**Supplied data:**

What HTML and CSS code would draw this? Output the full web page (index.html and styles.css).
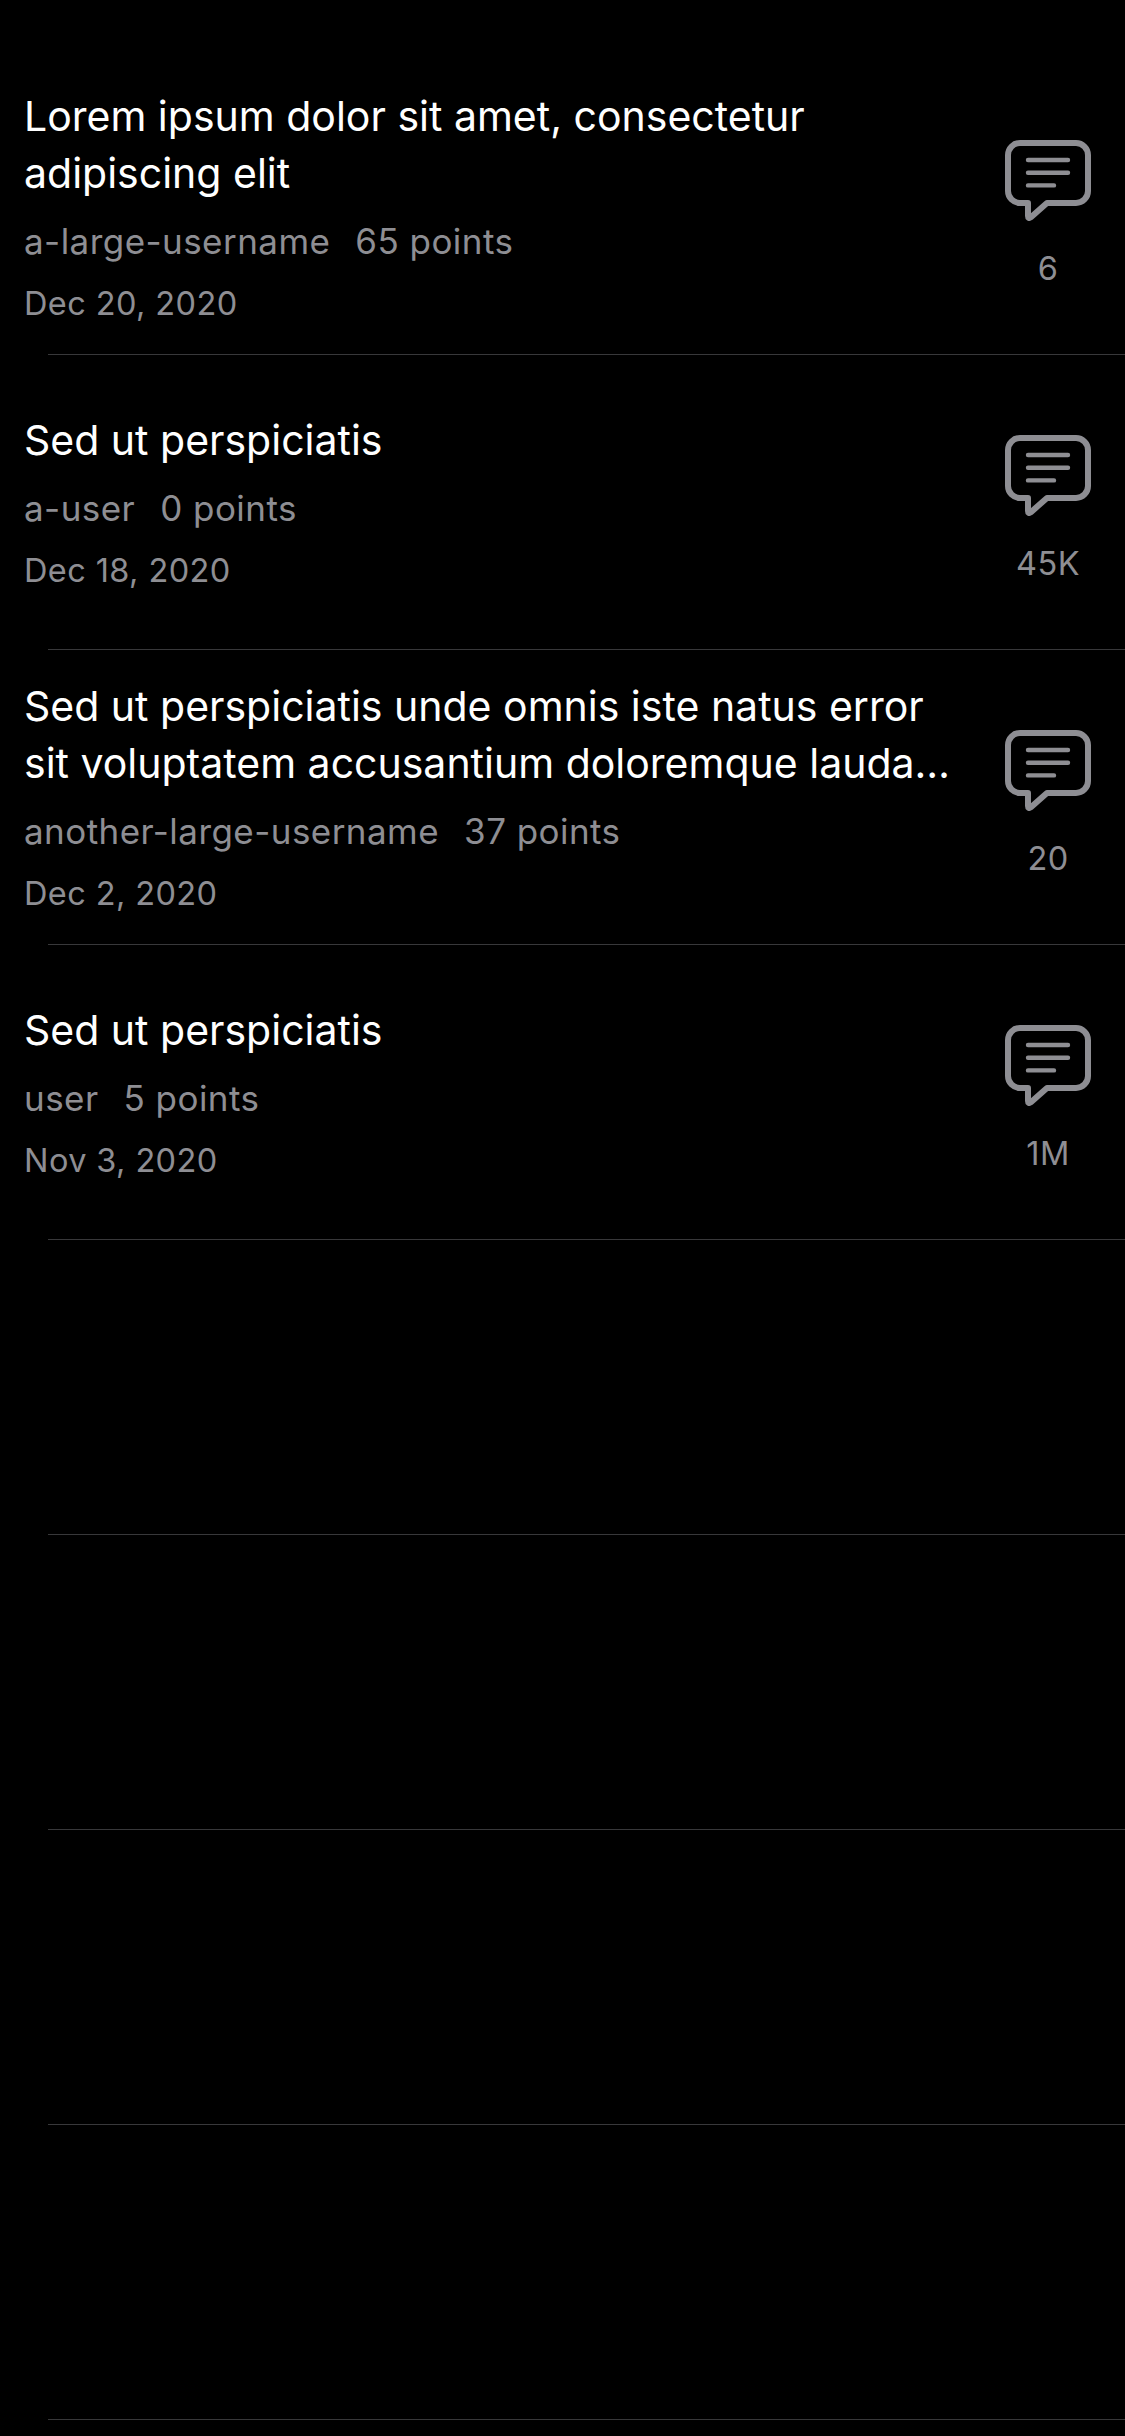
FILE: index.html
```
<!DOCTYPE html>
<html lang="en">
<head>
<meta charset="utf-8">
<title>Posts</title>
<link rel="stylesheet" href="styles.css">
</head>
<body>
<svg class="defs" width="0" height="0" aria-hidden="true">
  <symbol id="comments" viewBox="0 0 86 81">
    <path d="M15 3H71A12 12 0 0 1 83 15V51A12 12 0 0 1 71 63H42L25.6 77.4Q23 79.2 23 76V63H15A12 12 0 0 1 3 51V15A12 12 0 0 1 15 3Z" fill="none" stroke="currentColor" stroke-width="6" stroke-linejoin="round"/>
    <path d="M23 20H63M23 32.7H63M23 45.4H49" fill="none" stroke="currentColor" stroke-width="4.4" stroke-linecap="round"/>
  </symbol>
</svg>
<main class="list">
  <article class="row">
    <div class="post">
      <h2 class="title">Lorem ipsum dolor sit amet, consectetur<br>adipiscing elit</h2>
      <div class="meta"><span>a-large-username</span><span>65 points</span></div>
      <time class="date">Dec 20, 2020</time>
    </div>
    <div class="replies"><svg class="icon"><use href="#comments"/></svg><span class="count">6</span></div>
  </article>
  <article class="row">
    <div class="post">
      <h2 class="title">Sed ut perspiciatis</h2>
      <div class="meta"><span>a-user</span><span>0 points</span></div>
      <time class="date">Dec 18, 2020</time>
    </div>
    <div class="replies"><svg class="icon"><use href="#comments"/></svg><span class="count">45K</span></div>
  </article>
  <article class="row">
    <div class="post">
      <h2 class="title">Sed ut perspiciatis unde omnis iste natus error<br>sit voluptatem accusantium doloremque lauda…</h2>
      <div class="meta"><span>another-large-username</span><span>37 points</span></div>
      <time class="date">Dec 2, 2020</time>
    </div>
    <div class="replies"><svg class="icon"><use href="#comments"/></svg><span class="count">20</span></div>
  </article>
  <article class="row">
    <div class="post">
      <h2 class="title">Sed ut perspiciatis</h2>
      <div class="meta"><span>user</span><span>5 points</span></div>
      <time class="date">Nov 3, 2020</time>
    </div>
    <div class="replies"><svg class="icon"><use href="#comments"/></svg><span class="count">1M</span></div>
  </article>
  <div class="row"></div>
  <div class="row"></div>
  <div class="row"></div>
  <div class="row"></div>
</main>
</body>
</html>
```
FILE: styles.css
```
* { box-sizing: border-box; }

body {
  margin: 0;
  background: #000;
  color: #fff;
  font-family: Inter, "Liberation Sans", sans-serif;
}

.defs { display: block; }

.list {
  height: 2436px;
  padding-top: 60px;
  overflow: hidden;
}

.row {
  display: flex;
  align-items: center;
  justify-content: space-between;
  height: 295px;
  padding-bottom: 1px;
  background: linear-gradient(#38383a, #38383a) 48px 100% / 100% 1px no-repeat;
}

.post {
  display: flex;
  flex-direction: column;
  gap: 14px;
  padding-left: 24px;
  white-space: nowrap;
}

.title {
  margin: 0;
  font-size: 41px;
  font-weight: 400;
  line-height: 57px;
}

.meta {
  display: flex;
  gap: 25px;
  color: #8e8e93;
  font-size: 35px;
  letter-spacing: 0.45px;
  line-height: 50px;
}

.date,
.count {
  margin-bottom: -2px;
  color: #8e8e93;
  font-size: 32.5px;
  letter-spacing: 0.4px;
  line-height: 48px;
}

.replies {
  display: flex;
  flex-direction: column;
  align-items: center;
  gap: 24px;
  width: 154px;
  padding-top: 16px;
  color: #8e8e93;
}

.icon {
  width: 86px;
  height: 81px;
}
```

**Task to carry out:** Copy the data character for character, but drop all pictures from the copy.

**Exercise answer:**
What HTML and CSS code would draw this? Output the full web page (index.html and styles.css).
FILE: index.html
```
<!DOCTYPE html>
<html lang="en">
<head>
<meta charset="utf-8">
<title>Posts</title>
<link rel="stylesheet" href="styles.css">
</head>
<body>
<svg class="defs" width="0" height="0" aria-hidden="true">
  <symbol id="comments" viewBox="0 0 86 81">
    <path d="M15 3H71A12 12 0 0 1 83 15V51A12 12 0 0 1 71 63H42L25.6 77.4Q23 79.2 23 76V63H15A12 12 0 0 1 3 51V15A12 12 0 0 1 15 3Z" fill="none" stroke="currentColor" stroke-width="6" stroke-linejoin="round"/>
    <path d="M23 20H63M23 32.7H63M23 45.4H49" fill="none" stroke="currentColor" stroke-width="4.4" stroke-linecap="round"/>
  </symbol>
</svg>
<main class="list">
  <article class="row">
    <div class="post">
      <h2 class="title">Lorem ipsum dolor sit amet, consectetur<br>adipiscing elit</h2>
      <div class="meta"><span>a-large-username</span><span>65 points</span></div>
      <time class="date">Dec 20, 2020</time>
    </div>
    <div class="replies"><svg class="icon"><use href="#comments"/></svg><span class="count">6</span></div>
  </article>
  <article class="row">
    <div class="post">
      <h2 class="title">Sed ut perspiciatis</h2>
      <div class="meta"><span>a-user</span><span>0 points</span></div>
      <time class="date">Dec 18, 2020</time>
    </div>
    <div class="replies"><svg class="icon"><use href="#comments"/></svg><span class="count">45K</span></div>
  </article>
  <article class="row">
    <div class="post">
      <h2 class="title">Sed ut perspiciatis unde omnis iste natus error<br>sit voluptatem accusantium doloremque lauda…</h2>
      <div class="meta"><span>another-large-username</span><span>37 points</span></div>
      <time class="date">Dec 2, 2020</time>
    </div>
    <div class="replies"><svg class="icon"><use href="#comments"/></svg><span class="count">20</span></div>
  </article>
  <article class="row">
    <div class="post">
      <h2 class="title">Sed ut perspiciatis</h2>
      <div class="meta"><span>user</span><span>5 points</span></div>
      <time class="date">Nov 3, 2020</time>
    </div>
    <div class="replies"><svg class="icon"><use href="#comments"/></svg><span class="count">1M</span></div>
  </article>
  <div class="row"></div>
  <div class="row"></div>
  <div class="row"></div>
  <div class="row"></div>
</main>
</body>
</html>
```
FILE: styles.css
```
* { box-sizing: border-box; }

body {
  margin: 0;
  background: #000;
  color: #fff;
  font-family: Inter, "Liberation Sans", sans-serif;
}

.defs { display: block; }

.list {
  height: 2436px;
  padding-top: 60px;
  overflow: hidden;
}

.row {
  display: flex;
  align-items: center;
  justify-content: space-between;
  height: 295px;
  padding-bottom: 1px;
  background: linear-gradient(#38383a, #38383a) 48px 100% / 100% 1px no-repeat;
}

.post {
  display: flex;
  flex-direction: column;
  gap: 14px;
  padding-left: 24px;
  white-space: nowrap;
}

.title {
  margin: 0;
  font-size: 41px;
  font-weight: 400;
  line-height: 57px;
}

.meta {
  display: flex;
  gap: 25px;
  color: #8e8e93;
  font-size: 35px;
  letter-spacing: 0.45px;
  line-height: 50px;
}

.date,
.count {
  margin-bottom: -2px;
  color: #8e8e93;
  font-size: 32.5px;
  letter-spacing: 0.4px;
  line-height: 48px;
}

.replies {
  display: flex;
  flex-direction: column;
  align-items: center;
  gap: 24px;
  width: 154px;
  padding-top: 16px;
  color: #8e8e93;
}

.icon {
  width: 86px;
  height: 81px;
}
```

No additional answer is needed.